Oilfield technology is basically good enough

Via Green Sheet, long-time energy investment banker Matthew Simmons doesn't think oilfield technology has much room for improvement (and therefore technological progress is not a good argument against Peak Oil).
The final topic the Gang discussed was the rapid advances in oilfield technology. Sadly, this is the greatest myth of all. I spent four decades as an investment banker to the global oil-service industry, which collectively invented all of this technology. The concept that there are new innovations in this area is false.

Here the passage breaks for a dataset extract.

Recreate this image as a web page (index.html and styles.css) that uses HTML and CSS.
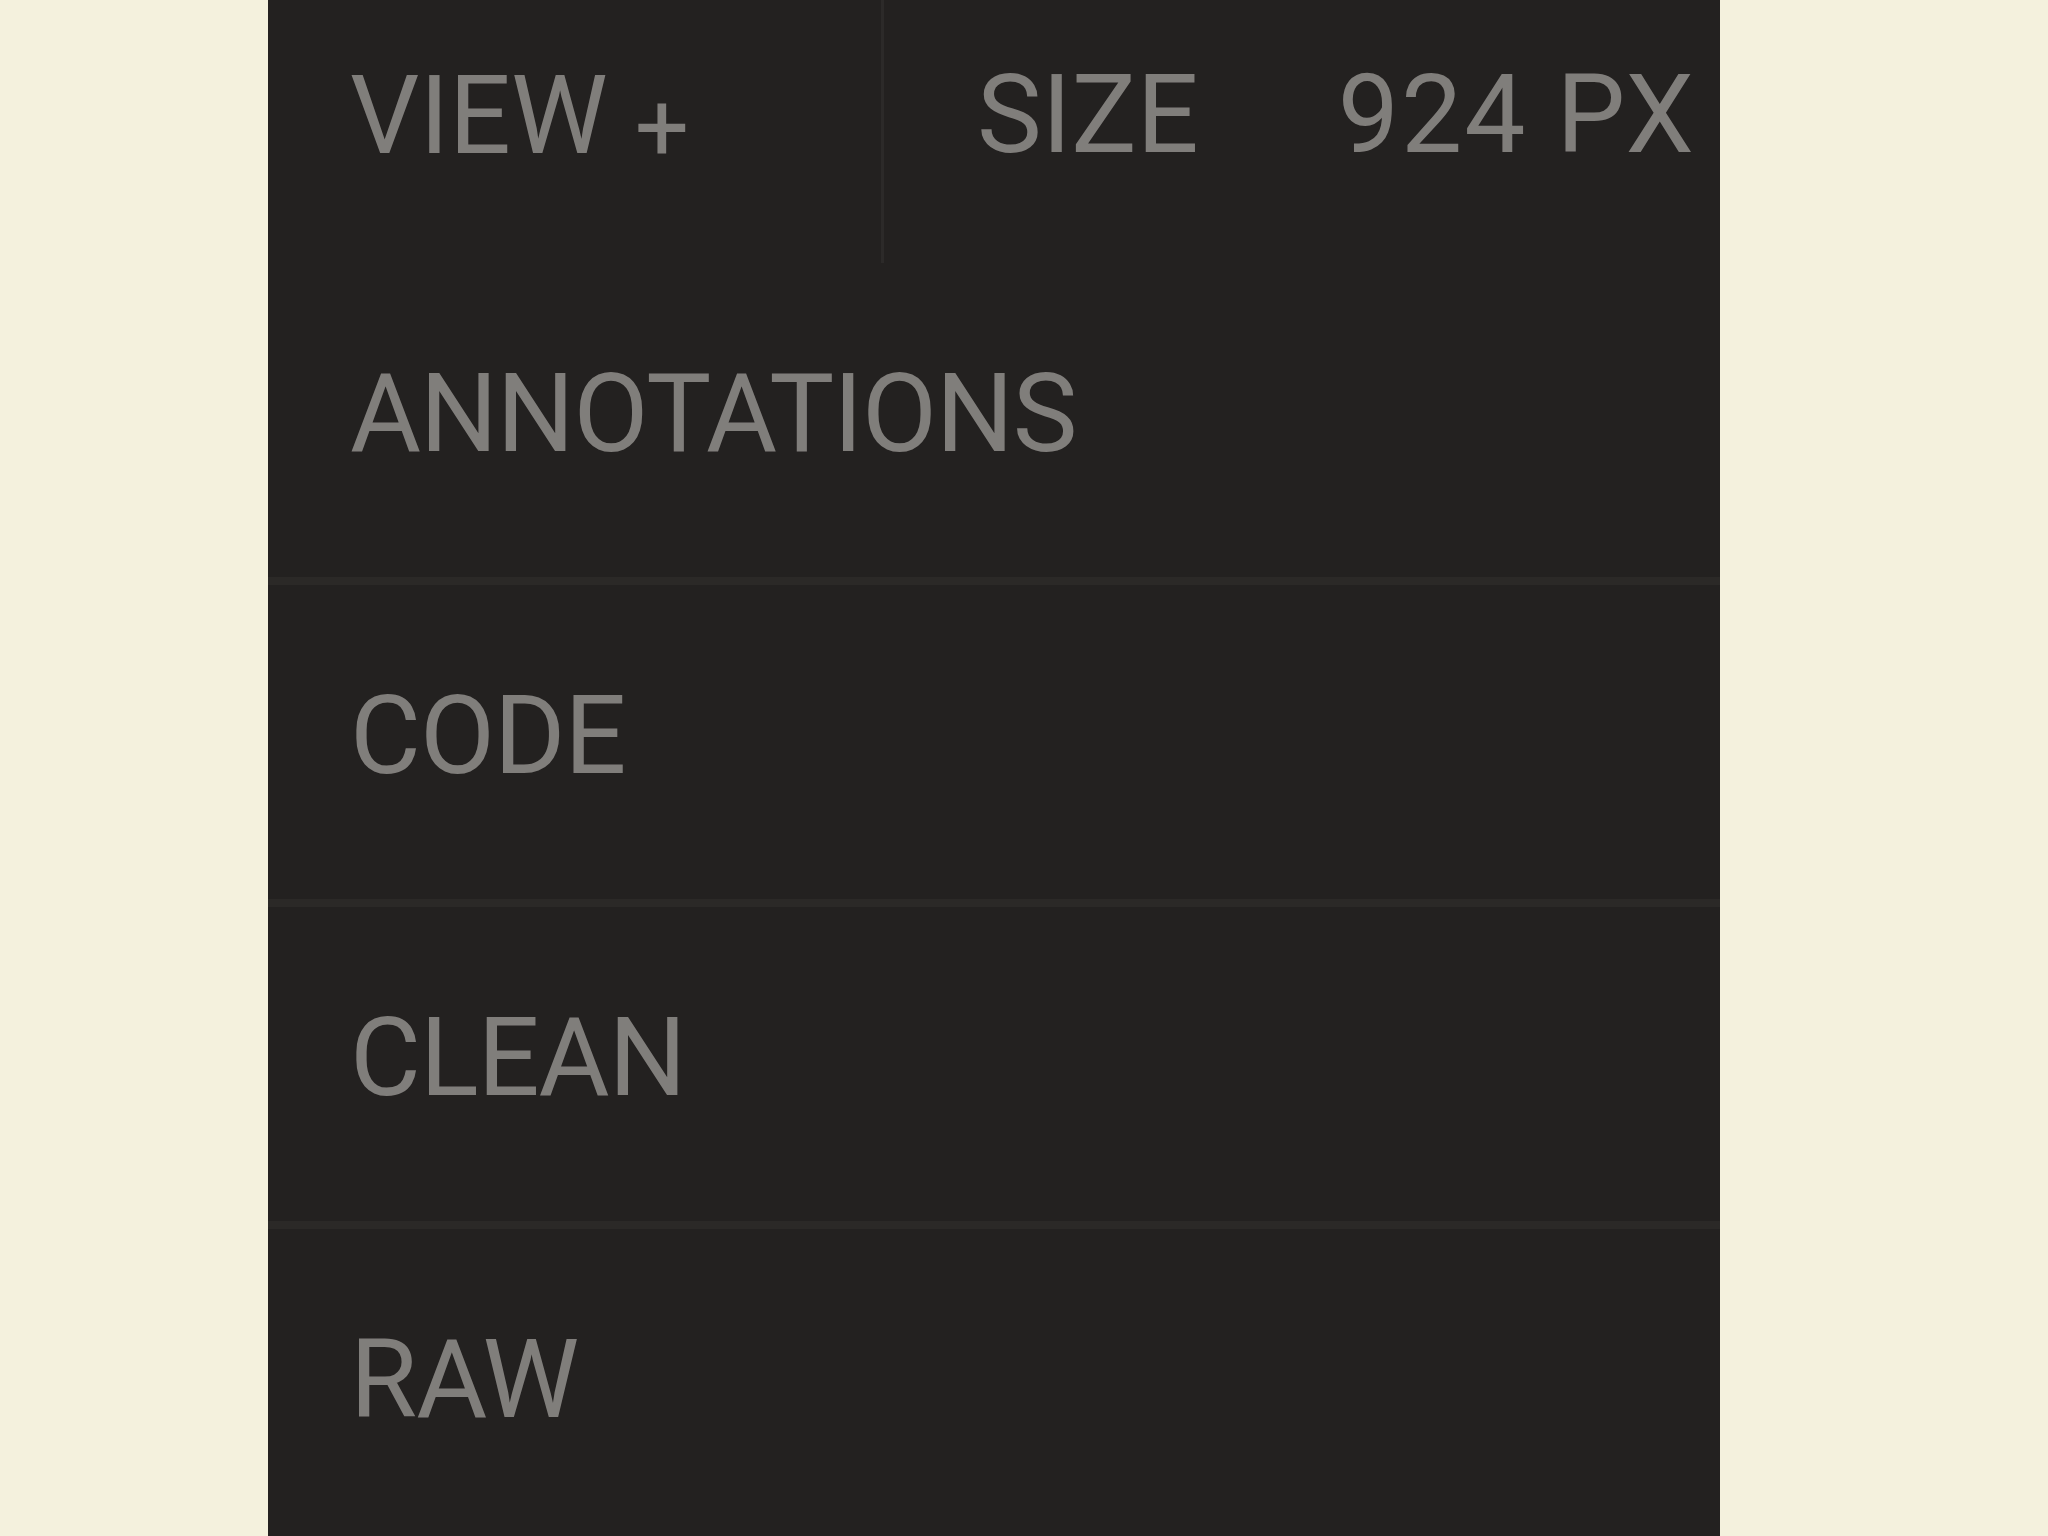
FILE: index.html
```html
<!DOCTYPE html>
<html lang="en">
<head>
<meta charset="utf-8">
<title>View menu</title>
<link rel="stylesheet" href="styles.css">
</head>
<body>
<div class="panel">
  <header class="bar">
    <div class="view">VIEW <span class="plus">+</span></div>
    <div class="size"><span class="size-label">SIZE</span><span class="size-value">924 PX</span></div>
  </header>
  <ul class="menu">
    <li class="menu-item">ANNOTATIONS</li>
    <li class="menu-item">CODE</li>
    <li class="menu-item">CLEAN</li>
    <li class="menu-item">RAW</li>
  </ul>
</div>
</body>
</html>
```

FILE: styles.css
```css
html, body {
  margin: 0;
  padding: 0;
}

body {
  background: #f4f1dd;
  font-family: Roboto, "Liberation Sans", Arial, sans-serif;
}

.panel {
  margin-left: 268px;
  width: 1452px;
  min-height: 1536px;
  background: #232120;
  color: #807e7b;
  font-size: 109px;
  line-height: 1;
  white-space: nowrap;
  display: flex;
  flex-direction: column;
}

.bar {
  display: flex;
  height: 263px;
  flex: none;
}

.view {
  box-sizing: border-box;
  width: 616px;
  padding: 62px 0 0 82px;
  border-right: 3px solid #2c2a29;
}

.plus {
  font-size: 96px;
  vertical-align: -8px;
}

.size {
  display: flex;
  gap: 139px;
  padding: 61px 0 0 93px;
}

.size-value {
  letter-spacing: 2px;
}

.menu {
  list-style: none;
  margin: 0;
  padding: 0;
  flex: 1;
  display: flex;
  flex-direction: column;
}

.menu-item {
  box-sizing: border-box;
  height: 322px;
  padding: 97px 0 0 82px;
  letter-spacing: -1px;
  border-bottom: 8px solid #2b2927;
}

.menu-item:last-child {
  border-bottom: none;
  flex: 1;
}
```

In fact, the seeds of this so-called technological revolution -- the ability to exploit oil from deep water or drill horizontally -- were first developed 40 years ago. I personally raised a great deal of the venture capital that helped implement some of the most important technical advances in the industry. Our firm, through advising on mergers, consolidations, reorganizations, and bankruptcies, helped save the oil-service companies that created these great technological advances that help us find and commercially exploit oil and gas.

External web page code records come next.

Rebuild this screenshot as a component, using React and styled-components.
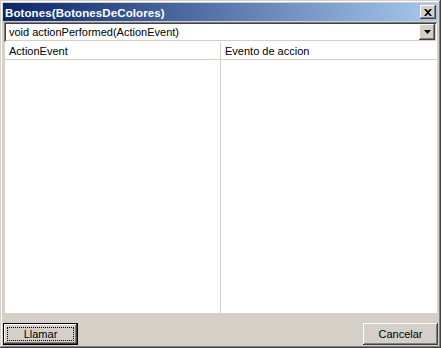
import styled, { createGlobalStyle } from "styled-components";

const GlobalStyle = createGlobalStyle`
    html, body{
        margin: 0;
        padding: 0;
        background: #d4d0c8;
    }
    *{
        box-sizing: border-box;
    }
`;

const raised = `
    box-shadow: inset -1px -1px #404040, inset 1px 1px #ffffff, inset -2px -2px #808080, inset 2px 2px #d4d0c8;
`;

export default function App(){
    return(
        <>
            <GlobalStyle />
            <Window>
                <TitleBar>
                    <span>Botones(BotonesDeColores)</span>
                    <CloseButton>
                        <svg width="8" height="7" viewBox="0 0 8 7">
                            <path d="M0 0h2l2 2 2-2h2L5 3.5 8 7H6L4 5 2 7H0l3-3.5z" fill="#000" />
                        </svg>
                    </CloseButton>
                </TitleBar>
                <Combo>
                    <span>void actionPerformed(ActionEvent)</span>
                    <DropButton>
                        <svg width="7" height="4" viewBox="0 0 7 4">
                            <path d="M0 0h7L3.5 4z" fill="#000" />
                        </svg>
                    </DropButton>
                </Combo>
                <Table>
                    <Column>
                        <HeaderCell>ActionEvent</HeaderCell>
                    </Column>
                    <Column last>
                        <HeaderCell>Evento de accion</HeaderCell>
                    </Column>
                </Table>
                <ButtonRow>
                    <Button primary>
                        <Focus>Llamar</Focus>
                    </Button>
                    <Button>Cancelar</Button>
                </ButtonRow>
            </Window>
        </>
    );
}

const Window = styled.div`
    width: 441px;
    height: 348px;
    padding: 3px;
    display: flex;
    flex-direction: column;
    background: #d4d0c8;
    font-family: "Liberation Sans", Arial, sans-serif;
    font-size: 11px;
    color: #000;
    box-shadow: inset -1px -1px #404040, inset 1px 1px #d4d0c8, inset -2px -2px #808080, inset 2px 2px #ffffff;
`;

const TitleBar = styled.div`
    height: 18px;
    flex: none;
    display: flex;
    align-items: center;
    justify-content: space-between;
    padding: 0 2px 0 2px;
    background: linear-gradient(to right, #0a246a, #a6caf0);
    color: #fff;
    font-weight: bold;
    font-size: 11.5px;
    letter-spacing: 0.1px;
    span{
        padding-top: 1px;
    }
`;

const CloseButton = styled.div`
    width: 16px;
    height: 14px;
    background: #d4d0c8;
    display: flex;
    align-items: center;
    justify-content: center;
    ${raised}
    svg{
        margin-left: -1px;
    }
`;

const Combo = styled.div`
    margin: 1px 1px 0 1px;
    height: 20px;
    flex: none;
    display: flex;
    align-items: center;
    justify-content: space-between;
    background: #fff;
    padding: 2px;
    box-shadow: inset 1px 1px #808080, inset -1px -1px #ffffff, inset 2px 2px #404040, inset -2px -2px #d4d0c8;
    span{
        padding-left: 3px;
    }
`;

const DropButton = styled.div`
    width: 16px;
    height: 16px;
    background: #d4d0c8;
    display: flex;
    align-items: center;
    justify-content: center;
    ${raised}
`;

const Table = styled.div`
    flex: 1;
    margin: 0 1px;
    display: flex;
    background: #fff;
    border-left: 1px solid #d4d0c8;
`;

const Column = styled.div`
    width: ${(p) => (p.last ? "auto" : "216px")};
    flex: ${(p) => (p.last ? "1" : "none")};
    border-right: ${(p) => (p.last ? "none" : "1px solid #d4d0c8")};
`;

const HeaderCell = styled.div`
    height: 18px;
    padding: 3px 0 0 4px;
    border-bottom: 1px solid #d4d0c8;
    white-space: nowrap;
`;

const ButtonRow = styled.div`
    height: 32px;
    flex: none;
    display: flex;
    align-items: flex-end;
    justify-content: space-between;
`;

const Button = styled.div`
    width: 75px;
    height: 22px;
    display: flex;
    align-items: center;
    justify-content: center;
    background: #d4d0c8;
    padding: ${(p) => (p.primary ? "4px" : "0")};
    box-shadow: ${(p) =>
        p.primary
            ? "inset 0 0 0 1px #000, inset -2px -2px #404040, inset 2px 2px #ffffff, inset -3px -3px #808080"
            : "inset -1px -1px #404040, inset 1px 1px #ffffff, inset -2px -2px #808080, inset 2px 2px #d4d0c8"};
`;

const Focus = styled.div`
    width: 100%;
    height: 100%;
    border: 1px dotted #000;
    display: flex;
    align-items: center;
    justify-content: center;
`;
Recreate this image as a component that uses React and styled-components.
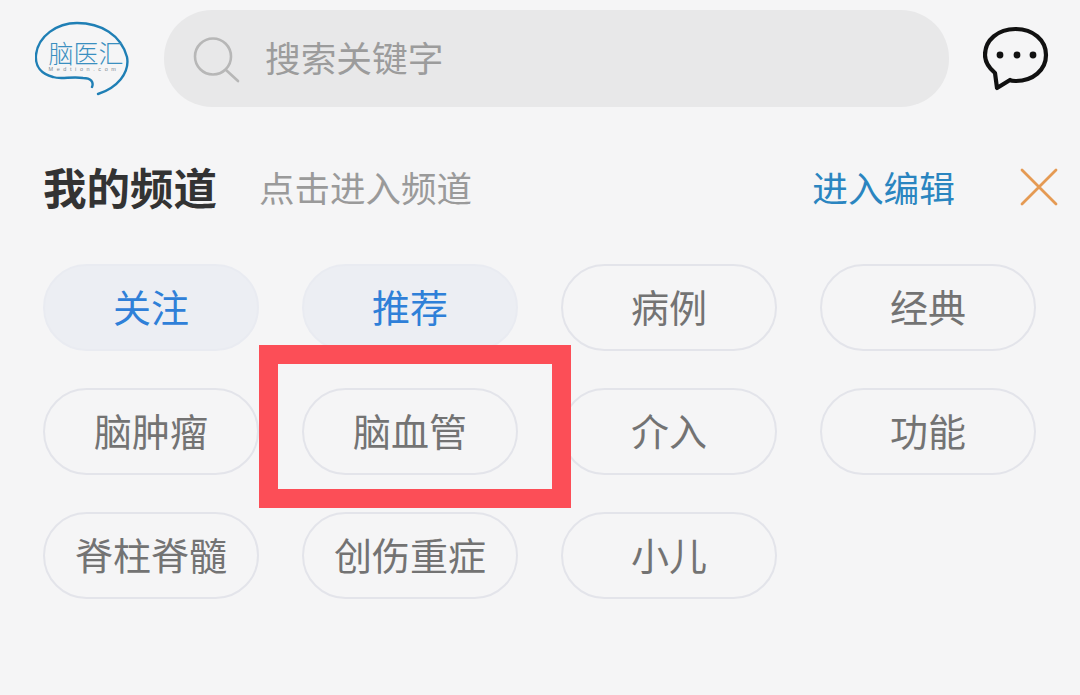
import React from "react";
import styled, { createGlobalStyle } from "styled-components";

const Global = createGlobalStyle`
  html, body { margin: 0; padding: 0; background: #f5f5f6; }
  body { font-family: "Noto Sans CJK SC", "Liberation Sans", sans-serif; }
`;
const Page = styled.div`
  position: relative; width: 1080px; height: 695px; overflow: hidden; background: #f5f5f6;
`;
const Header = styled.header`
  display: flex; align-items: center; height: 97px; padding: 10px 0 0 35px;
`;
const Logo = styled.svg`
  width: 95px; height: 76px; flex: none; margin-right: 34px;
`;
const Search = styled.div`
  display: flex; align-items: center; width: 785px; height: 97px; border-radius: 48px;
  background: #e8e8e9; padding-left: 29px; box-sizing: border-box;
`;
const SearchText = styled.span`
  margin-left: 24px; font-size: 35.7px; line-height: 1; color: #9c9c9c; margin-top: -3px;
`;
const Chat = styled.svg`
  width: 66px; height: 66px; flex: none; margin-left: 34px;
`;
const TitleRow = styled.div`
  display: flex; align-items: center; height: 60px; margin-top: 50px; padding-left: 43px;
`;
const Title = styled.h2`
  margin: 0; font-size: 43.5px; line-height: 60px; font-weight: 700; color: #333;
`;
const Sub = styled.span`
  margin-left: 42px; font-size: 35.5px; color: #9a9a9a; line-height: 60px;
`;
const Edit = styled.span`
  margin-left: auto; font-size: 35.7px; color: #2a85c0; line-height: 60px;
`;
const Close = styled.svg`
  width: 38px; height: 38px; margin: 0 22px 0 65px; flex: none;
`;
const Grid = styled.div`
  display: grid; grid-template-columns: repeat(4, 216px); column-gap: 43px; row-gap: 37px;
  margin-top: 47px; padding-left: 43px;
`;
const Chip = styled.div`
  display: flex; align-items: center; justify-content: center; height: 87px; box-sizing: border-box;
  border-radius: 44px; font-size: 38px; line-height: 1; white-space: nowrap; padding-bottom: 3px;
  border: 2px solid ${p => (p.$active ? "#e9ebf1" : "#e3e4ea")};
  background: ${p => (p.$active ? "#eceef3" : "transparent")};
  color: ${p => (p.$active ? "#2f80d8" : "#737373")};
`;
const Highlight = styled.div`
  position: absolute; left: 259px; top: 345px; width: 312px; height: 163px; box-sizing: border-box;
  border: 19px solid #fc4e57;
`;
const channels = [
  ["关注", true], ["推荐", true], ["病例"], ["经典"],
  ["脑肿瘤"], ["脑血管"], ["介入"], ["功能"],
  ["脊柱脊髓"], ["创伤重症"], ["小儿"],
];

export default function App() {
  return (
    <Page>
      <Global />
      <Header>
        <Logo viewBox="0 0 95 76">
          <path d="M57 66 C59 61 56 57 48 57 C36 55 26 59 18 56 C6 53 0 45 1 34 C3 15 22 2 42 2 C66 2 86 14 92 36 C95 52 82 67 63 73"
            fill="none" stroke="#1f7fb5" strokeWidth="2.4" strokeLinecap="round" />
          <text x="51" y="42" textAnchor="middle" fontSize="25" fill="#3a8fc0" fontFamily="'Noto Sans CJK SC', sans-serif" fontWeight="300">脑医汇</text>
          <text x="49" y="50" textAnchor="middle" fontSize="5.5" letterSpacing="3.6" fill="#7d8a92" fontFamily="'Liberation Sans', sans-serif">Medtion.com</text>
        </Logo>
        <Search>
          <svg width="48" height="48" viewBox="0 0 48 48" fill="none" stroke="#b7b7b7" strokeWidth="2.6" strokeLinecap="round">
            <circle cx="20" cy="21.5" r="18" />
            <path d="M33 35 L45 46" />
          </svg>
          <SearchText>搜索关键字</SearchText>
        </Search>
        <Chat viewBox="0 0 66 66" fill="none">
          <path d="M12 47 C6 42 2 36 2 29 C2 14 15 3 32.5 3 C50 3 63 14 63 29 C63 44 50 55 32.5 55 C30.5 55 28.5 55 27 54 L14 62 Z"
            stroke="#111" strokeWidth="4.2" strokeLinejoin="round" />
          <circle cx="17" cy="29" r="3.4" fill="#111" />
          <circle cx="34" cy="29" r="3.4" fill="#111" />
          <circle cx="50" cy="29" r="3.4" fill="#111" />
        </Chat>
      </Header>
      <TitleRow>
        <Title>我的频道</Title>
        <Sub>点击进入频道</Sub>
        <Edit>进入编辑</Edit>
        <Close viewBox="0 0 38 38" stroke="#e59a53" strokeWidth="2.8" strokeLinecap="round">
          <path d="M2 2 L36 36 M36 2 L2 36" />
        </Close>
      </TitleRow>
      <Grid>
        {channels.map(([name, active]) => (
          <Chip key={name} $active={active}>{name}</Chip>
        ))}
      </Grid>
      <Highlight />
    </Page>
  );
}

None of this technology is new -- in fact, it is now quite mature. Sadly, there are few new ideas in the oilfield pipeline to replace advances that were made decades ago.
These ideas may be old, but they are still in the process of being deployed commercially against new reserves, whether deepwater like BP's new Tiber find or onshore unconventional reserves like oil sands and shale oil. To me, the crux of the technology argument is not that a new silver bullet will magically appear on the horizon, but rather that the frontier of existing technology allows us to exploit a wide range of unconventional oil reserves, of whose production potential we have only scratched the surface (e.g. Canada and Venezuela are both estimated to have reserves in oil sands equal to the entire world's reserves of conventional crude). At higher prices, probably, which means lower demand, but not imminent and catastrophic supply shortfall.


  1. As an exploration geologist I have to agree with you and not Simmons. There is much more to advancing technology than just the capacity to drill horizontally or exploit deepwater. There has been an entire paradigm shift in geologic modeling in the past five to ten years, leading to the recognition of resources that most did not believe were exploitable only 5 years ago (and some still don't believe). With a tightening of oil supply, and rising prices, all sorts of resources will become economically producible, and as competition increases in those resources (like gas shales, oil sands, clathrates, shale oil, oil shales, secondary recovery, etc) there will be a renewed abundance of resources. Enhanced recovery techniques alone could double the existing oil supply if they became economic. Combine that with geothermal potential of old wells and who knows where it could go? Substitution of natural gas for oil already holds significant potential to impact any shortfalls from peak oil. Perhaps Simmons needs to be reminded that when oil replaced whale oil, it was selling for an inflation adjusted price much higher than $150 per barrel. Economics change technology and make its application become more creative and will prevent catastrophic, but not necessarily uncomfortable changes in supply of energy. The New England whaling industry would certainly not describe the changes brought about by learning to refine crude oil into kerosene as comfortable. The whales however are probably thankful.

  2. Those are great additional points, Tony. I find your view on enhanced oil recovery particularly interesting - I had no idea it had so much potential.

    Thanks for reading, and for contributing your knowledge in the comments section!!